DATA EXTRACT:
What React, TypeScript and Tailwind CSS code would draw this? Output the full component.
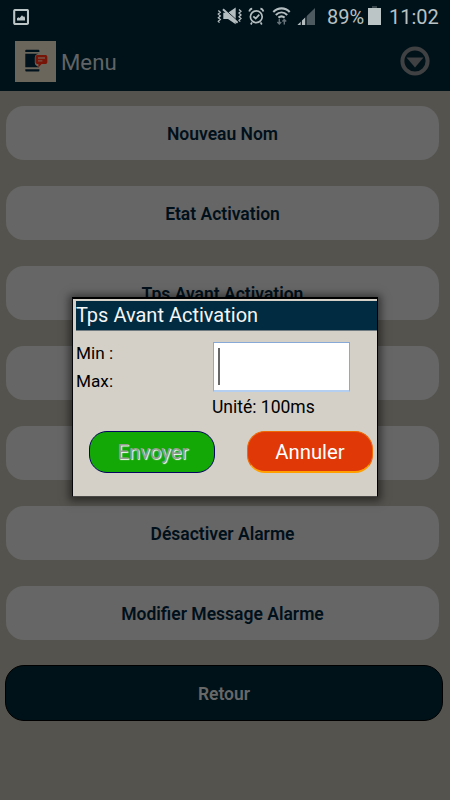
const menuItems = [
  "Nouveau Nom",
  "Etat Activation",
  "Tps Avant Activation",
  "",
  "",
  "Désactiver Alarme",
  "Modifier Message Alarme",
];

function PictureIcon() {
  return (
    <svg className="h-[17px] w-4" viewBox="0 0 16 17" fill="none">
      <rect x="1.2" y="1" width="13.8" height="14" rx="1" stroke="#bcc5c6" strokeWidth="2.1" />
      <path d="M4 11.500V9.300l1.400-1 1.200.8L9 6.300l1.300 1.500.9-.5.8 1.500v2.700z" fill="#bcc5c6" />
    </svg>
  );
}

function StatusIcons() {
  return (
    <svg className="h-[26px] w-[98px]" viewBox="217 4 98 26" fill="none">
      {/* vibrate / mute */}
      <g stroke="#b4bdbf" strokeWidth="1.3">
        <path d="M218.3 10.500l2 1.800-2 1.800 2 1.800-2 1.800 2 1.800-2 1.800 1.200 1.300" />
        <path d="M239 9.500l2 1.800-2 1.800 2 1.800-2 1.800 2 1.800-2 1.800 1.200 1.300" />
      </g>
      <path d="M223.300 12.800h4.700l7.700-5.200V24.200l-7.700-5.200h-4.700z" fill="#b4bdbf" />
      <path d="M224.200 8.700l14 12.800" stroke="#00121a" strokeWidth="1" />
      <path d="M223 9.300l14.600 13.400" stroke="#b4bdbf" strokeWidth="2" />
      {/* alarm */}
      <g stroke="#b4bdbf" strokeWidth="1.7">
        <circle cx="256.3" cy="16.800" r="5.900" />
        <path d="M253.300 16.300l2.400 2.200 3.600-3.800M249.200 11.500c.4-1.700 1.400-2.700 3-2.900M263.400 11.500c-.4-1.700-1.400-2.700-3-2.900M252 22.300l-1.200 2.200M260.600 22.300l1.200 2.200" />
      </g>
      {/* wifi */}
      <g stroke="#b4bdbf" strokeWidth="2.100">
        <path d="M273.300 12c4.800-4.800 11.800-4.800 16.400 0" />
        <path d="M275.800 14.900c3.400-3.200 8-3.200 11.400 0" />
        <path d="M278.400 17.600c1.900-1.600 4.300-1.600 6.200 0" />
      </g>
      <path d="M279.300 19v5m-1.900-2l1.900 2 1.900-2M284.300 24.500v-5m-1.900 2l1.900-2 1.900 2" stroke="#667277" strokeWidth="1.400" />
      {/* signal */}
      <path d="M297.500 25L315 8v17z" fill="#4d5a60" />
      <path d="M297.500 25l7.700-7.500V25z" fill="#b4bdbf" />
      <path d="M301.300 19v6M306 14v11" stroke="#00121a" strokeWidth="1.200" />
    </svg>
  );
}

function AppLogo() {
  return (
    <svg className="h-[41px] w-[41px]" viewBox="0 0 41 41">
      <rect width="41" height="41" fill="#6a665c" />
      <path d="M10.300 11V9.700q0-.9.9-.9h12.300q.9 0 .9.9V11z" fill="#00121b" />
      <path d="M10.300 12.800h13.200q-3.700.6-3.700 4v5q0 3 4.300 4.400H10.300z" fill="#00121b" />
      <path d="M10.300 28.200h14.100v1.300q0 1-.9 1H11.200q-.9 0-.9-1z" fill="#00121b" />
      <path
        d="M22.300 14h8.200q1.800 0 1.800 1.800v5.400q0 1.800-1.800 1.800h-3.900l-3.200 3.400V23h-1.100q-1.800 0-1.800-1.800v-5.400q0-1.800 1.800-1.800z"
        fill="#761508"
      />
      <path d="M23 17h7M23 19.900h4.400" stroke="#75564b" strokeWidth="1.400" />
    </svg>
  );
}

function StatusBar() {
  return (
    <div className="flex h-[34px] items-center pl-[13px] text-[20px] leading-none text-[#b8c1c3]">
      <div className="grow">
        <PictureIcon />
      </div>
      <StatusIcons />
      <span className="ml-3 w-[36px] whitespace-nowrap">89%</span>
      <svg className="ml-[5px] h-5 w-[13px] -translate-y-px" viewBox="0 0 13 20">
        <path d="M4 0h5v2H4z" fill="#39464b" />
        <path d="M0 2h13v17H0z" fill="#bcc5c6" />
      </svg>
      <span className="ml-[8px] w-[61px]">11:02</span>
    </div>
  );
}

function TitleBar() {
  return (
    <div className="flex h-[57px] items-center pb-[3px] pl-[15px] pr-5">
      <AppLogo />
      <h1 className="ml-[5px] grow pt-1 text-[22.2px] text-[#606466]">Menu</h1>
      <svg className="h-[30px] w-[30px]" viewBox="0 0 30 30">
        <circle cx="15" cy="15" r="12.600" fill="none" stroke="#3f4142" strokeWidth="4" />
        <path d="M6.500 11.500h17l-8.500 10z" fill="#3f4142" />
      </svg>
    </div>
  );
}

function Dialog() {
  return (
    <div className="absolute left-[72px] top-[297px] h-[200px] w-[306px] border border-t-2 border-b-[#4a4947] border-l-[#08080a] border-r-black border-t-black bg-[#d4d0c8] pl-[3px] pt-[2px] shadow-[0_1px_8px_3px_rgba(0,0,0,0.5)]">
      <div className="flex h-[30px] items-center border-b border-[#6f7b80] bg-[#002b40] pb-[2px] text-[20px] text-[#f4f5f5]">
        Tps Avant Activation
      </div>
      <div className="flex h-[87px] text-[17.5px] text-black">
        <div className="w-[137px] pt-[8px] text-[17.2px] leading-[28px]">
          <p>Min :</p>
          <p>Max:</p>
        </div>
        <div className="pt-[11px]">
          <div className="h-[50px] w-[137px] border border-b-2 border-[#86a9d8] border-b-[#b5cff1] bg-white pl-[4px] pt-[5px]">
            <div className="h-[37px] w-[2px] bg-[#686868]" />
          </div>
          <p className="-ml-px leading-[30px]">Unité: 100ms</p>
        </div>
      </div>
      <div className="flex gap-8 pl-[13px] pt-[13px] text-[20.3px]">
        <button className="h-[42px] w-[126px] rounded-[18px] border border-[#05055f] bg-[#13a805] pl-0.5 pt-px text-[#969c95] [text-shadow:1px_1px_1px_#ffffff]">
          Envoyer
        </button>
        <button className="h-[42px] w-[126px] rounded-[18px] border border-b-2 border-[#ef6a05] border-b-[#ffa000] bg-[#e03807] pt-px text-white">
          Annuler
        </button>
      </div>
    </div>
  );
}

export default function App() {
  return (
    <main className="relative h-[800px] w-[450px] overflow-hidden bg-[#55534e] font-['Roboto',sans-serif]">
      <header className="h-[91px] bg-[#001219]">
        <StatusBar />
        <TitleBar />
      </header>

      <nav className="flex flex-col gap-[26px] pl-1.5 pt-[15px] text-[17.5px] font-semibold">
        {menuItems.map((item, i) => (
          <button key={i} className="h-[54px] w-[433px] rounded-[18px] bg-[#666666] pt-[3px] text-[#00101b]">
            {item}
          </button>
        ))}
        <button className="-ml-px -mt-px h-[56px] w-[438px] rounded-[19px] border border-black bg-[#001219] pt-[3px] text-[#686868]">
          Retour
        </button>
      </nav>

      <Dialog />
    </main>
  );
}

WRITTEN TASK:
Quote each line of the listing exactly, but leave the pictures out.

EXPECTED ANSWER:
What React, TypeScript and Tailwind CSS code would draw this? Output the full component.
const menuItems = [
  "Nouveau Nom",
  "Etat Activation",
  "Tps Avant Activation",
  "",
  "",
  "Désactiver Alarme",
  "Modifier Message Alarme",
];

function PictureIcon() {
  return (
    <svg className="h-[17px] w-4" viewBox="0 0 16 17" fill="none">
      <rect x="1.2" y="1" width="13.8" height="14" rx="1" stroke="#bcc5c6" strokeWidth="2.1" />
      <path d="M4 11.500V9.300l1.400-1 1.200.8L9 6.300l1.300 1.500.9-.5.8 1.500v2.700z" fill="#bcc5c6" />
    </svg>
  );
}

function StatusIcons() {
  return (
    <svg className="h-[26px] w-[98px]" viewBox="217 4 98 26" fill="none">
      {/* vibrate / mute */}
      <g stroke="#b4bdbf" strokeWidth="1.3">
        <path d="M218.3 10.500l2 1.800-2 1.800 2 1.800-2 1.800 2 1.800-2 1.800 1.200 1.300" />
        <path d="M239 9.500l2 1.800-2 1.800 2 1.800-2 1.800 2 1.800-2 1.800 1.200 1.300" />
      </g>
      <path d="M223.300 12.800h4.700l7.700-5.200V24.200l-7.700-5.200h-4.700z" fill="#b4bdbf" />
      <path d="M224.200 8.700l14 12.800" stroke="#00121a" strokeWidth="1" />
      <path d="M223 9.300l14.600 13.400" stroke="#b4bdbf" strokeWidth="2" />
      {/* alarm */}
      <g stroke="#b4bdbf" strokeWidth="1.7">
        <circle cx="256.3" cy="16.800" r="5.900" />
        <path d="M253.300 16.300l2.400 2.200 3.600-3.800M249.200 11.500c.4-1.700 1.400-2.700 3-2.900M263.400 11.500c-.4-1.700-1.400-2.700-3-2.900M252 22.300l-1.200 2.200M260.600 22.300l1.200 2.200" />
      </g>
      {/* wifi */}
      <g stroke="#b4bdbf" strokeWidth="2.100">
        <path d="M273.300 12c4.800-4.800 11.800-4.800 16.400 0" />
        <path d="M275.800 14.900c3.400-3.200 8-3.200 11.400 0" />
        <path d="M278.400 17.600c1.900-1.600 4.300-1.600 6.200 0" />
      </g>
      <path d="M279.300 19v5m-1.900-2l1.900 2 1.900-2M284.300 24.500v-5m-1.900 2l1.900-2 1.900 2" stroke="#667277" strokeWidth="1.400" />
      {/* signal */}
      <path d="M297.500 25L315 8v17z" fill="#4d5a60" />
      <path d="M297.500 25l7.700-7.500V25z" fill="#b4bdbf" />
      <path d="M301.300 19v6M306 14v11" stroke="#00121a" strokeWidth="1.200" />
    </svg>
  );
}

function AppLogo() {
  return (
    <svg className="h-[41px] w-[41px]" viewBox="0 0 41 41">
      <rect width="41" height="41" fill="#6a665c" />
      <path d="M10.300 11V9.700q0-.9.9-.9h12.300q.9 0 .9.9V11z" fill="#00121b" />
      <path d="M10.300 12.800h13.200q-3.700.6-3.700 4v5q0 3 4.300 4.400H10.300z" fill="#00121b" />
      <path d="M10.300 28.200h14.100v1.300q0 1-.9 1H11.200q-.9 0-.9-1z" fill="#00121b" />
      <path
        d="M22.300 14h8.200q1.800 0 1.800 1.800v5.400q0 1.800-1.800 1.800h-3.900l-3.200 3.400V23h-1.100q-1.800 0-1.800-1.800v-5.400q0-1.800 1.800-1.800z"
        fill="#761508"
      />
      <path d="M23 17h7M23 19.900h4.400" stroke="#75564b" strokeWidth="1.400" />
    </svg>
  );
}

function StatusBar() {
  return (
    <div className="flex h-[34px] items-center pl-[13px] text-[20px] leading-none text-[#b8c1c3]">
      <div className="grow">
        <PictureIcon />
      </div>
      <StatusIcons />
      <span className="ml-3 w-[36px] whitespace-nowrap">89%</span>
      <svg className="ml-[5px] h-5 w-[13px] -translate-y-px" viewBox="0 0 13 20">
        <path d="M4 0h5v2H4z" fill="#39464b" />
        <path d="M0 2h13v17H0z" fill="#bcc5c6" />
      </svg>
      <span className="ml-[8px] w-[61px]">11:02</span>
    </div>
  );
}

function TitleBar() {
  return (
    <div className="flex h-[57px] items-center pb-[3px] pl-[15px] pr-5">
      <AppLogo />
      <h1 className="ml-[5px] grow pt-1 text-[22.2px] text-[#606466]">Menu</h1>
      <svg className="h-[30px] w-[30px]" viewBox="0 0 30 30">
        <circle cx="15" cy="15" r="12.600" fill="none" stroke="#3f4142" strokeWidth="4" />
        <path d="M6.500 11.500h17l-8.500 10z" fill="#3f4142" />
      </svg>
    </div>
  );
}

function Dialog() {
  return (
    <div className="absolute left-[72px] top-[297px] h-[200px] w-[306px] border border-t-2 border-b-[#4a4947] border-l-[#08080a] border-r-black border-t-black bg-[#d4d0c8] pl-[3px] pt-[2px] shadow-[0_1px_8px_3px_rgba(0,0,0,0.5)]">
      <div className="flex h-[30px] items-center border-b border-[#6f7b80] bg-[#002b40] pb-[2px] text-[20px] text-[#f4f5f5]">
        Tps Avant Activation
      </div>
      <div className="flex h-[87px] text-[17.5px] text-black">
        <div className="w-[137px] pt-[8px] text-[17.2px] leading-[28px]">
          <p>Min :</p>
          <p>Max:</p>
        </div>
        <div className="pt-[11px]">
          <div className="h-[50px] w-[137px] border border-b-2 border-[#86a9d8] border-b-[#b5cff1] bg-white pl-[4px] pt-[5px]">
            <div className="h-[37px] w-[2px] bg-[#686868]" />
          </div>
          <p className="-ml-px leading-[30px]">Unité: 100ms</p>
        </div>
      </div>
      <div className="flex gap-8 pl-[13px] pt-[13px] text-[20.3px]">
        <button className="h-[42px] w-[126px] rounded-[18px] border border-[#05055f] bg-[#13a805] pl-0.5 pt-px text-[#969c95] [text-shadow:1px_1px_1px_#ffffff]">
          Envoyer
        </button>
        <button className="h-[42px] w-[126px] rounded-[18px] border border-b-2 border-[#ef6a05] border-b-[#ffa000] bg-[#e03807] pt-px text-white">
          Annuler
        </button>
      </div>
    </div>
  );
}

export default function App() {
  return (
    <main className="relative h-[800px] w-[450px] overflow-hidden bg-[#55534e] font-['Roboto',sans-serif]">
      <header className="h-[91px] bg-[#001219]">
        <StatusBar />
        <TitleBar />
      </header>

      <nav className="flex flex-col gap-[26px] pl-1.5 pt-[15px] text-[17.5px] font-semibold">
        {menuItems.map((item, i) => (
          <button key={i} className="h-[54px] w-[433px] rounded-[18px] bg-[#666666] pt-[3px] text-[#00101b]">
            {item}
          </button>
        ))}
        <button className="-ml-px -mt-px h-[56px] w-[438px] rounded-[19px] border border-black bg-[#001219] pt-[3px] text-[#686868]">
          Retour
        </button>
      </nav>

      <Dialog />
    </main>
  );
}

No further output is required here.